Extract, unchanged, each line of the listing below from its first line through the line that contains "FaChartBar, FaGlobe, FaTable", inclusive, and nothing else.

■ RAW DATA
_ _ _

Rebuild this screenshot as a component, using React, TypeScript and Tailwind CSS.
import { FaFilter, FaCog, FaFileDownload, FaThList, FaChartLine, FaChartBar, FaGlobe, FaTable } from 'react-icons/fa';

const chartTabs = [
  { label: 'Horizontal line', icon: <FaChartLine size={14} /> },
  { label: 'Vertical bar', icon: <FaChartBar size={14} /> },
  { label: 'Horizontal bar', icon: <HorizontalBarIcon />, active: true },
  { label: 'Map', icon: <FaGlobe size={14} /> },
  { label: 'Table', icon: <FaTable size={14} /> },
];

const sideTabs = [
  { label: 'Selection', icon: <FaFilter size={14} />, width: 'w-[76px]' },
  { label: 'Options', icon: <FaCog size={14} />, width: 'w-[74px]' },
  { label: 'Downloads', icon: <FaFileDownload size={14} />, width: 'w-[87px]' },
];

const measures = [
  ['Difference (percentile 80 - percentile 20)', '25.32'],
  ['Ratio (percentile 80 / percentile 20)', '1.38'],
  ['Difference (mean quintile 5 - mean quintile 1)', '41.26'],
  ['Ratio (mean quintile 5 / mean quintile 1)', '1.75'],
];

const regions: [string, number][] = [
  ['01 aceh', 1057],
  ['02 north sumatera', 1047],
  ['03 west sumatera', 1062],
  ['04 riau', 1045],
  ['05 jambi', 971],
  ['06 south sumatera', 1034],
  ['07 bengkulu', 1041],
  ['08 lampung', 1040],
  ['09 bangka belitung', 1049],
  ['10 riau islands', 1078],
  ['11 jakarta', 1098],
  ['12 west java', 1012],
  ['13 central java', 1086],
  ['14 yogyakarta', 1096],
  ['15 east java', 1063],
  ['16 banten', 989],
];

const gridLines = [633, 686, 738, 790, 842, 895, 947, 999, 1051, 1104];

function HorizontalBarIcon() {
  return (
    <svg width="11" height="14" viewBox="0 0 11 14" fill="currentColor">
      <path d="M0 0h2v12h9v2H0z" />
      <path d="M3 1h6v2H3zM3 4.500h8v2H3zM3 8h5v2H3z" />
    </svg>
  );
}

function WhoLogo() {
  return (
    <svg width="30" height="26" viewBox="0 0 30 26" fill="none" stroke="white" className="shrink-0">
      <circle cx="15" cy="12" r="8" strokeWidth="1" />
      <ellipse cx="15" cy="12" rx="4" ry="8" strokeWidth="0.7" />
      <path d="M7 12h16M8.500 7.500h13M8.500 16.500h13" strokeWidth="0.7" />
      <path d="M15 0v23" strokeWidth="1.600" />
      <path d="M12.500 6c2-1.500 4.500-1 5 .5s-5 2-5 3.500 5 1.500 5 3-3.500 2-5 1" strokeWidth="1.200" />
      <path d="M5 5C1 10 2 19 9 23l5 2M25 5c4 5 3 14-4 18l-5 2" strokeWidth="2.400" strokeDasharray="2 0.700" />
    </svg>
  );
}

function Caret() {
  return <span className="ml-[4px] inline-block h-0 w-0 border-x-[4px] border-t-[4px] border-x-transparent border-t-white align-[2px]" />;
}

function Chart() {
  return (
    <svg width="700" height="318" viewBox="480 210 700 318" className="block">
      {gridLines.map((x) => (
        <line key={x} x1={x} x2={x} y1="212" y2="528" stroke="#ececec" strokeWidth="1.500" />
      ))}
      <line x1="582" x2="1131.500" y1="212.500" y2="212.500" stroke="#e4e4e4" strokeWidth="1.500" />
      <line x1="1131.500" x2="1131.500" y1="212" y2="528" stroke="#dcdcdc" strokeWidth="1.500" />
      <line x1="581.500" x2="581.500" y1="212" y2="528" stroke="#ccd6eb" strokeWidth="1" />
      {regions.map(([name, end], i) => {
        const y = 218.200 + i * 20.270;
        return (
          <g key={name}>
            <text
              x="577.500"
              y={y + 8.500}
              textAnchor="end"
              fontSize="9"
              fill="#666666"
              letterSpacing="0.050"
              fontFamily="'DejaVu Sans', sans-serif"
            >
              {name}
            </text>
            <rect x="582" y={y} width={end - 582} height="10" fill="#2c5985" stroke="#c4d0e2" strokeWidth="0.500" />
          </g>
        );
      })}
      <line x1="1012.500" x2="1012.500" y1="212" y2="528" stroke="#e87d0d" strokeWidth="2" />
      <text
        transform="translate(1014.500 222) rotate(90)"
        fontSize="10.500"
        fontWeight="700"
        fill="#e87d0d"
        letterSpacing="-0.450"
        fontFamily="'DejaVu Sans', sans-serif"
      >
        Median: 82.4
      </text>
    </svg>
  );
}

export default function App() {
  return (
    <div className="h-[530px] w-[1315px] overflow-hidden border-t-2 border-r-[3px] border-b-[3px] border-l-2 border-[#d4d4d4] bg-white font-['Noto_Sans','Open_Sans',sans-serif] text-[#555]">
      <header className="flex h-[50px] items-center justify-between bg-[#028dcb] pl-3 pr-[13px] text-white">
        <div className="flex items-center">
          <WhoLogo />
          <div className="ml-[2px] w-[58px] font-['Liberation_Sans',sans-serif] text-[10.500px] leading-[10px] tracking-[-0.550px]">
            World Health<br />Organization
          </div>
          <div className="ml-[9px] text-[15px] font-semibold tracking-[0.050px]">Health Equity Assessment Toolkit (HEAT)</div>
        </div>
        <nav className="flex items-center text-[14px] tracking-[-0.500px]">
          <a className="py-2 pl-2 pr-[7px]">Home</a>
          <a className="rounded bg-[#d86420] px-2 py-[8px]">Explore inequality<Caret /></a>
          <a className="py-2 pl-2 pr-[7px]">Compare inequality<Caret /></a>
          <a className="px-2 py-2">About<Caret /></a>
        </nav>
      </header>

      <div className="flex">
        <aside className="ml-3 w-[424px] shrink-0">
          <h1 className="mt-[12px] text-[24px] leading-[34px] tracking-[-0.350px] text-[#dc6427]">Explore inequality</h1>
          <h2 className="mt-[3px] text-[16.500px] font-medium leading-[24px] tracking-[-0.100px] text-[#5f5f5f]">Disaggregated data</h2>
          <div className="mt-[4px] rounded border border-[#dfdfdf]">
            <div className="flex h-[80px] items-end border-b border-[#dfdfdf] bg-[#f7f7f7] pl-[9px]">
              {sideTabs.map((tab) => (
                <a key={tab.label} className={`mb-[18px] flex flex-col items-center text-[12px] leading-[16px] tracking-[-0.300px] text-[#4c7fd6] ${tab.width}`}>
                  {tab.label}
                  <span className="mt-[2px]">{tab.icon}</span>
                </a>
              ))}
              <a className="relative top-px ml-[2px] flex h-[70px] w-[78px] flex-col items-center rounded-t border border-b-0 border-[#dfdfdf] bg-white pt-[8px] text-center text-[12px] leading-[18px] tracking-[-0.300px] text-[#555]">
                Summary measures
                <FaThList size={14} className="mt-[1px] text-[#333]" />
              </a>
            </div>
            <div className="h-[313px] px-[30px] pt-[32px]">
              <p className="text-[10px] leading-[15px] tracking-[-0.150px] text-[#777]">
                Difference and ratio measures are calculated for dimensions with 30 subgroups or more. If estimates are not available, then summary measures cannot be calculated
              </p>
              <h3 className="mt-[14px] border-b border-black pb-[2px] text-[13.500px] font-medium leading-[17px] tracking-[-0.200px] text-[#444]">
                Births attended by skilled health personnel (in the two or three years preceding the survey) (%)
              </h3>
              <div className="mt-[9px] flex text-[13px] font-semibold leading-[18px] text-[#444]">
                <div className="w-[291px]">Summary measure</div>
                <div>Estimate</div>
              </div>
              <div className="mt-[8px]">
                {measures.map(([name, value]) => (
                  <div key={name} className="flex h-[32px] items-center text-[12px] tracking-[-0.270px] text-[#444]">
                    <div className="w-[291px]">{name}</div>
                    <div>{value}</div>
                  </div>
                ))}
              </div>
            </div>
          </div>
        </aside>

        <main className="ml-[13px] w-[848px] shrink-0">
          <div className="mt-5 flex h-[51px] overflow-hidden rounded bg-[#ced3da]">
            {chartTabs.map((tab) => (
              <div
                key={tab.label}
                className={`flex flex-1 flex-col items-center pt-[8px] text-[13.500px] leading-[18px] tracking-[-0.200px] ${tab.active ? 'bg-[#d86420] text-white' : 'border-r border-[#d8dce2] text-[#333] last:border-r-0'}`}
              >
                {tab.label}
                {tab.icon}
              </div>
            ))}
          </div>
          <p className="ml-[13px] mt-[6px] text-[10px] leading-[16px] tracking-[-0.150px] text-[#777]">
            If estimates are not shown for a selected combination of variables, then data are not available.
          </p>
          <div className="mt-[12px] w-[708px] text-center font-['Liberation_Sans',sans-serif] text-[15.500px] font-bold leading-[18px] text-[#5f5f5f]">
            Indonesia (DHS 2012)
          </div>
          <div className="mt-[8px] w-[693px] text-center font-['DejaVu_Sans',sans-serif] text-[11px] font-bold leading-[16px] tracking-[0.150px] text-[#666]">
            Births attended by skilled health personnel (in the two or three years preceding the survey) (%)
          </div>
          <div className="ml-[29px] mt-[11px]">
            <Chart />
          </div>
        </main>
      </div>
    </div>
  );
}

_ _ _

■ RIGHT ANSWER
Rebuild this screenshot as a component, using React, TypeScript and Tailwind CSS.
import { FaFilter, FaCog, FaFileDownload, FaThList, FaChartLine, FaChartBar, FaGlobe, FaTable } from 'react-icons/fa';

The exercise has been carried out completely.